A bright-eyed Connor, who can’t talk or walk due to debilitating cerebral palsy, needed life-saving surgery in April due to his spine collapsing at a 133-degree angle over six months.
Connor’s head had become fixed in a horizontal plane; he couldn’t keep food down due to the spine cramping his stomach and other organs. Weighing just 17 kilos at the time, Connor survived 11-and-a-half hour surgery at Royal Children’s Hospital.

See the video Connor’s family and friends made about him.

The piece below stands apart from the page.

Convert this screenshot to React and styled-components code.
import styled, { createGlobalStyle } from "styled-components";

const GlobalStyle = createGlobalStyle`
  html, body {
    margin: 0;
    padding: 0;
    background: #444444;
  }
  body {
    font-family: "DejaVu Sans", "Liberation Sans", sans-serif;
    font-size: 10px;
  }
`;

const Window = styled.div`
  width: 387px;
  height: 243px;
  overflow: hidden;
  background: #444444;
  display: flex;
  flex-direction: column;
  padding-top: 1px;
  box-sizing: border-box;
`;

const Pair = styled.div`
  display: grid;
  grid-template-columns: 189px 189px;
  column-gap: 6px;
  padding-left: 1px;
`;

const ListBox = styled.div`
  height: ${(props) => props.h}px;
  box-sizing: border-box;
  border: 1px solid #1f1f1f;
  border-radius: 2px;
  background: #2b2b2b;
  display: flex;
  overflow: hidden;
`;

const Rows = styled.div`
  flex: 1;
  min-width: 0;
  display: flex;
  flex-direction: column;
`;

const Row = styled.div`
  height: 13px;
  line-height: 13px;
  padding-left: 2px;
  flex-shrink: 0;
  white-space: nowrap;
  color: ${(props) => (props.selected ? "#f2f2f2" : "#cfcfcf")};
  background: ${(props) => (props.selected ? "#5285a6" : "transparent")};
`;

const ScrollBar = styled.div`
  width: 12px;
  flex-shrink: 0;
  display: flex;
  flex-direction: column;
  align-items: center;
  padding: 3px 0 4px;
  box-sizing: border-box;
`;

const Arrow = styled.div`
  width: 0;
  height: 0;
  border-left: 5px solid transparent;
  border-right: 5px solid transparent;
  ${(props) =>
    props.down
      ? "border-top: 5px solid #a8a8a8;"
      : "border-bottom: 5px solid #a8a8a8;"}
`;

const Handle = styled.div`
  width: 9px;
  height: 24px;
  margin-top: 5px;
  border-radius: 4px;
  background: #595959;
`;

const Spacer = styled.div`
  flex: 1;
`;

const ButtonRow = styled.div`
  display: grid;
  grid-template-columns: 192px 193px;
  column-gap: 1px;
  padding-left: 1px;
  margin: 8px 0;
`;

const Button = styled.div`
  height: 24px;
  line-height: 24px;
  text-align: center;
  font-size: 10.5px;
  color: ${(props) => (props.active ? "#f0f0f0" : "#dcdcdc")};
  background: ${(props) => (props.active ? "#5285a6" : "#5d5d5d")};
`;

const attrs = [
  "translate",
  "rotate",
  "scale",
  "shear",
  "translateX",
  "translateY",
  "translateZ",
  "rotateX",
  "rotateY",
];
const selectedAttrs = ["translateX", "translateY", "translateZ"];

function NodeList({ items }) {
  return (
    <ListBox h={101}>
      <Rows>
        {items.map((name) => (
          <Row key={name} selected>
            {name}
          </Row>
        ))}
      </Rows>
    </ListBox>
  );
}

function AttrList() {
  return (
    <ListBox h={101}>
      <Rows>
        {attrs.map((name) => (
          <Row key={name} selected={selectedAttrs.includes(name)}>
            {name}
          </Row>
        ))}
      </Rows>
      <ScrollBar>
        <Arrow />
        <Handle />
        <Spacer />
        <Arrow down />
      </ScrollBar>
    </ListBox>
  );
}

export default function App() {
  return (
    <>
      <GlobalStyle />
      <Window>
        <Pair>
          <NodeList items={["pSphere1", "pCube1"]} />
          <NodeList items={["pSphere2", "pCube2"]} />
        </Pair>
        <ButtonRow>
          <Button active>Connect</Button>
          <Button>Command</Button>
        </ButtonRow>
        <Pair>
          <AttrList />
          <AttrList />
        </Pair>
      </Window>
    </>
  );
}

https://youtu.be/FXjrtRajK5k

 

During the procedure, his spine was pinned with rods and screws.
His dad Craig describes Connor being on a rack as surgeons gradually manipulated the spine and cut through muscles to fuse him into a more upright position.
Currently he sits nearly straight in his chair (at 66 degrees) and hence “grew” 10 centimetres, rendering his wheelchair and car seat undersized.
Connor stays six days a week at a respite house because he can no longer be lifted manually into bed, the car, bath, shower and his wheelchair due to his spinal fusion.
Apart from Connor’s short stays at home, his mother Belinda often visits him at his school and respite house in Seaford. She stayed by Connor’s side for days and nights on end during his four-week hospital stay.
“It’s been really tough and put a strain on the whole family,” she said.
Perhaps his big sister Caitlin puts it best in her poem I Love My Brother Connor which was written during his darkest times in hospital. “He is simply amazing and I just couldn’t imagine my life without him,” she wrote.